奥州・藤原家(清原家)・(四)藤原家と源義経
その後藤原家は、基衛(もとひら)、秀衛(ひでひら)と続き、秀衛は「鎮守府将軍」に任官する。
平治の乱に敗れた源義朝と常盤御前の間に生まれた義朝の九男・牛若丸(遮那王/源義経)は、若くして鞍馬山に隠棲する。
その義経は五年後に鞍馬山を降り、監視の目を逃れて京を脱出、東北の大豪族・奥州藤原氏の頭領・藤原秀衛(ふじわらひでひら)を頼る。
奥州藤原家最盛期の頃、鞍馬山を抜け出した源義経が、平家の目を忍んで秀衛を頼って来たのだ。
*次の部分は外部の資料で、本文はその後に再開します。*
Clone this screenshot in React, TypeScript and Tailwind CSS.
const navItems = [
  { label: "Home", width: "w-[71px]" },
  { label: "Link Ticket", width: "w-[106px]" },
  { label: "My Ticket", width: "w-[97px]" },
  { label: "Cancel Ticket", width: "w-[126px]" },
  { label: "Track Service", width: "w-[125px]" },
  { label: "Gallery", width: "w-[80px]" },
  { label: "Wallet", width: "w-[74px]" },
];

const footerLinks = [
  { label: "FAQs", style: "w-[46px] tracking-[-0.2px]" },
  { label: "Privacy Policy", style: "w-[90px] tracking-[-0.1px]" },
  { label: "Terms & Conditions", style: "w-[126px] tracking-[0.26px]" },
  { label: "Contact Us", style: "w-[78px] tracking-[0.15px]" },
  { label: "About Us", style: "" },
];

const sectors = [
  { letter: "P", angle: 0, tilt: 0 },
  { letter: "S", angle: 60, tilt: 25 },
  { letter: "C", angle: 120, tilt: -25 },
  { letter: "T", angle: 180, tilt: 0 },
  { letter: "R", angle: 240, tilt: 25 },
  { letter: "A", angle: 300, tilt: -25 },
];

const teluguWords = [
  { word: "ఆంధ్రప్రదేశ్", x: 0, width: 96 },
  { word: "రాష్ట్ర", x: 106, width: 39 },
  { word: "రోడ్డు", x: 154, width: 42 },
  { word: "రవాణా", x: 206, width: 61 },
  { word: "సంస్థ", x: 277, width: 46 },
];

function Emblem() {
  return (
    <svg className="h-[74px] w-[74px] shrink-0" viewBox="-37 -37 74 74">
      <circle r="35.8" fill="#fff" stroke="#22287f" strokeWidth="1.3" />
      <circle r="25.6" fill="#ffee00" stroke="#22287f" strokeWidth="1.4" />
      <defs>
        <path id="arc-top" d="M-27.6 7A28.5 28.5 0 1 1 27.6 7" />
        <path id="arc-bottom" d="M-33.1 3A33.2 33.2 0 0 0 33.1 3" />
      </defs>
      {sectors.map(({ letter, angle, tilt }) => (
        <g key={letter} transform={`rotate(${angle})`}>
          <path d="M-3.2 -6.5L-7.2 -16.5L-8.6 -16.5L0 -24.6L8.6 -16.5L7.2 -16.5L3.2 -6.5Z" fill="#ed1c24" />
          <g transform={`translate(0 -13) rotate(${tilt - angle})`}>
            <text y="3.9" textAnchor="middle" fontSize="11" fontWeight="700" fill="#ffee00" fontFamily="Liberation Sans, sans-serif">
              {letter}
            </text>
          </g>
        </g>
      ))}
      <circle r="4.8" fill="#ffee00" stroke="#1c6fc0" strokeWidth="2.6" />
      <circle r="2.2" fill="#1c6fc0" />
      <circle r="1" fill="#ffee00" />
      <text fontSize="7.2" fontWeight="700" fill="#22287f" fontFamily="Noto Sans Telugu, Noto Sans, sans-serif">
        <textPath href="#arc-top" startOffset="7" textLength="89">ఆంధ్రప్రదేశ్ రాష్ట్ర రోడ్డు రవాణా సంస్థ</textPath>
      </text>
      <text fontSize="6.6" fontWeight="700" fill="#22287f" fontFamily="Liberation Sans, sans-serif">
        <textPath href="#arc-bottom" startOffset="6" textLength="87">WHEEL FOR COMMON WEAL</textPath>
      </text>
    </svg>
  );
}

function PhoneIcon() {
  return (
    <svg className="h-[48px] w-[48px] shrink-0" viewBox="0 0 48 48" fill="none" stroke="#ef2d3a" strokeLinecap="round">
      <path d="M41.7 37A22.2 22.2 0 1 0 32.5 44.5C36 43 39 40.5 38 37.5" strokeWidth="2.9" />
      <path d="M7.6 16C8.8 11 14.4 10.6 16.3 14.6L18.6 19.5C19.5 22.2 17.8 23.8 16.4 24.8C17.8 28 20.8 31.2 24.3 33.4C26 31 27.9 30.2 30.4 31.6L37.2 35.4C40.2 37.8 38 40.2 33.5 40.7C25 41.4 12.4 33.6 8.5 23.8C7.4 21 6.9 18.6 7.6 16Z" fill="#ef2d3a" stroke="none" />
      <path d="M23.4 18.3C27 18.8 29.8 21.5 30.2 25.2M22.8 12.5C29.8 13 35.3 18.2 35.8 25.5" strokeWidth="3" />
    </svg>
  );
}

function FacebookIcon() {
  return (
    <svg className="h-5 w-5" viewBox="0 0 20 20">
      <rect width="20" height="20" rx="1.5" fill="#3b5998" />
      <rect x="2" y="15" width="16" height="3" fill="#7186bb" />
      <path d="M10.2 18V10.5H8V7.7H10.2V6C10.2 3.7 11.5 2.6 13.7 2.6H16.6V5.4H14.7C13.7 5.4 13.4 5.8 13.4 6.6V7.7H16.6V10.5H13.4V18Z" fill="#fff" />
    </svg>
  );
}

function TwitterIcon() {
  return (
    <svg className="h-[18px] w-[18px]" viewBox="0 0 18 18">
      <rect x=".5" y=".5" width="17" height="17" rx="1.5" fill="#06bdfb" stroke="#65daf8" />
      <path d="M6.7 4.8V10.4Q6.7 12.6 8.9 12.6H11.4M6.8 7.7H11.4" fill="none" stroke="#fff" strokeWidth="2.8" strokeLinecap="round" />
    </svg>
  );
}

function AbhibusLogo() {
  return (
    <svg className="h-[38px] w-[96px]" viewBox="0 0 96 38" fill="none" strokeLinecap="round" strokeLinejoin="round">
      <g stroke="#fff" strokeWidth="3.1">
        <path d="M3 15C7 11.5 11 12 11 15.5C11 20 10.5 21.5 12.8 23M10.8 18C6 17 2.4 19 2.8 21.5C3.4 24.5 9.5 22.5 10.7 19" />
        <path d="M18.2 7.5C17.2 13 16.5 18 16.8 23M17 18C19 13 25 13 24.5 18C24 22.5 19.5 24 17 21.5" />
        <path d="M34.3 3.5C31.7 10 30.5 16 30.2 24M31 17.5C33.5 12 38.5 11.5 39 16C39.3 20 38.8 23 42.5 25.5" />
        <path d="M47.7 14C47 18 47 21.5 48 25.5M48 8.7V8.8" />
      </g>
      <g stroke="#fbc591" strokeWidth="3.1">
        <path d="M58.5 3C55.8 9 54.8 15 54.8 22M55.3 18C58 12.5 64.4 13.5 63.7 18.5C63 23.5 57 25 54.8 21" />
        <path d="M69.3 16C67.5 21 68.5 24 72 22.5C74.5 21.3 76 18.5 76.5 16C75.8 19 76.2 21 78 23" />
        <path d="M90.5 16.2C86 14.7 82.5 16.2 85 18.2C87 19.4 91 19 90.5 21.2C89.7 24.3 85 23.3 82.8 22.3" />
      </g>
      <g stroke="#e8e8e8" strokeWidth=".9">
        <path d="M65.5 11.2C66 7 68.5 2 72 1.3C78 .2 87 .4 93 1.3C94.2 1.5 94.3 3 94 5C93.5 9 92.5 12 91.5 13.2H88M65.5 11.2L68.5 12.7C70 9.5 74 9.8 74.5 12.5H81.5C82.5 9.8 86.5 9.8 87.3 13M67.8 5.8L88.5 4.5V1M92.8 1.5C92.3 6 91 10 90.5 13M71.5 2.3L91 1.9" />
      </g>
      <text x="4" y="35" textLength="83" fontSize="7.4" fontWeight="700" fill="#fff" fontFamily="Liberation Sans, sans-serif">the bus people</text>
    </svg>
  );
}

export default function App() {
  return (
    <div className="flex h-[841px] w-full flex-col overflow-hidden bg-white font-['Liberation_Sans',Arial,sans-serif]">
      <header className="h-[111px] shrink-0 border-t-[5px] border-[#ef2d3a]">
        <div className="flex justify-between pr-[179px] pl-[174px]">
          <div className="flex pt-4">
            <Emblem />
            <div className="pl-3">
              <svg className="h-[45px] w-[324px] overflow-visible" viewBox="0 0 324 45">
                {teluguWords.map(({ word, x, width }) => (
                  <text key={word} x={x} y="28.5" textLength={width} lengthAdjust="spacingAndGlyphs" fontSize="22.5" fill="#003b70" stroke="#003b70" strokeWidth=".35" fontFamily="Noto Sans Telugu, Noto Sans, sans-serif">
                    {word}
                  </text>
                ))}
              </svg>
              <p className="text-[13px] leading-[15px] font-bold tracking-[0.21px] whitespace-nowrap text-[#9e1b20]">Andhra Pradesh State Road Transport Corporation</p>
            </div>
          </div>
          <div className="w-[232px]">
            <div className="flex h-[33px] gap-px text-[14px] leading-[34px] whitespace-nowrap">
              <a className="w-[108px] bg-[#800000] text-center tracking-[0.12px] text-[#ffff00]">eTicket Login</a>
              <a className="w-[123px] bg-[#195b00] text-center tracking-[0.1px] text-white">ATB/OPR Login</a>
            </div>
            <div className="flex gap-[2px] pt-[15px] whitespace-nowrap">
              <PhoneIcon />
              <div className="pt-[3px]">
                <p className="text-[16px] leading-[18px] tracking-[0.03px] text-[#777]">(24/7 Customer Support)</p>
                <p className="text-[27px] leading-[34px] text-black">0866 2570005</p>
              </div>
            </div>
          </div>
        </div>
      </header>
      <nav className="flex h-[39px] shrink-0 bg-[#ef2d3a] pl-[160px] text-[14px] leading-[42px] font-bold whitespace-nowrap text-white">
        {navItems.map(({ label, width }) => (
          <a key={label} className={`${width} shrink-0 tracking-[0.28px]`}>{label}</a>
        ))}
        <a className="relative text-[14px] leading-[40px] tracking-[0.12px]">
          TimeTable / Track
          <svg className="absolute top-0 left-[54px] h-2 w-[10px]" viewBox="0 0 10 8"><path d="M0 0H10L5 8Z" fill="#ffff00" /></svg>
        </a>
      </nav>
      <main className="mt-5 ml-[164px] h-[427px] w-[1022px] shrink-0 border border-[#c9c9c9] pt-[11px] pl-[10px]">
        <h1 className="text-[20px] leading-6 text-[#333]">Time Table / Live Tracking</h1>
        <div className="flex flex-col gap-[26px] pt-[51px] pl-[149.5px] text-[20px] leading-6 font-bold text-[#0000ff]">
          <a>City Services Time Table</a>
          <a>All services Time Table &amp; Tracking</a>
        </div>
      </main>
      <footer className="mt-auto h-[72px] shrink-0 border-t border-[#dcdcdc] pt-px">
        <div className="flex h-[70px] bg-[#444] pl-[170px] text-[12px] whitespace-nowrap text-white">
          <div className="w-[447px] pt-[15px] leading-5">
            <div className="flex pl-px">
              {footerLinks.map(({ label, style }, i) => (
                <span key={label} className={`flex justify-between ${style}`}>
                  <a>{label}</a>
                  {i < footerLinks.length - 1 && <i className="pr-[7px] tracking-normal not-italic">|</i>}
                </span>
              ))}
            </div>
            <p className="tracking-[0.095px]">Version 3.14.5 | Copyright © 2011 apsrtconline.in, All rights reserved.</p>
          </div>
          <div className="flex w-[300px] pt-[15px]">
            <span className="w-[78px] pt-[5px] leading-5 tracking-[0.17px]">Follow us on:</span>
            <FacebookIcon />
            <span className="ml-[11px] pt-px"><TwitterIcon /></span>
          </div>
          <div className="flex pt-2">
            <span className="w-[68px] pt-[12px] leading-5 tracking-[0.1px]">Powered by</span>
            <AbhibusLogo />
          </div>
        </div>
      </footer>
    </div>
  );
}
そして、息子同然に扱われて、頼朝旗揚げの日まで過ごした。
義経十六歳の時であった。
十六歳に成っていた源義経は一見女子と見紛う優男ではあったが、度胸もあり剣の腕も立つ魅力的な若者に育っていた。
ちょうど平清盛が太政大臣に成って平氏全盛の時代であるが、幸い奥羽六ヵ国の雄・奥州藤原家(昔の清原家)は別格で、平氏としても影響が及び難かった。
藤原秀衡の庇護を得た事について、伝承によれば「金売吉次と言う金商人の手配によった」と言うが、この人物の実在性は今日疑われていて、実際には「名も無い影の働きに拠る、または、金売吉次と名乗った影がいた」と見るべきで、少年義経(遮那王)は、何者かの将来の備えの思惑で、軍事顧問まで付けて育成されていたのかも知れないが、勘解由小路の仕事に確たる証拠は残らない。
それにしてもこの時代、金と言う鉱産物を扱うのは「修験系の山師」と考えるのが、まともではないだろうか。
藤原秀衛(ふじわらひでひら)は一目で義経の才を見抜き、喜んで奥州に迎え入れた。
源家は、八幡太郎源義家以来奥州藤原家とは縁が深い。
秀衛が義経に見たのは、瞬時に状況を判断し即応する常人に無い才であった。
そして表には出せないが、内々でやんごとない高位の人物の「蜜命書」が添えられている。
それでなくとも、中央の「土御門(安倍)」と奥州の「藤原(清原)」とは蝦夷族長の主導権で対立している。
つまり利害関係の延長線上に少年義経(遮那王)の奥州行きは有ったのである。
藤原家で六年、義経は秀衛に息子の様に可愛がられたが、兄頼朝の挙兵を聞き、時節到来と伊豆に駆けつける。
藤原秀衛が軍事顧問的に、配下の佐藤兄弟を義経の手勢として付けてよこした所を見ると、義経の挙兵は「秀衛、予定の範疇だった」のかも知しれない。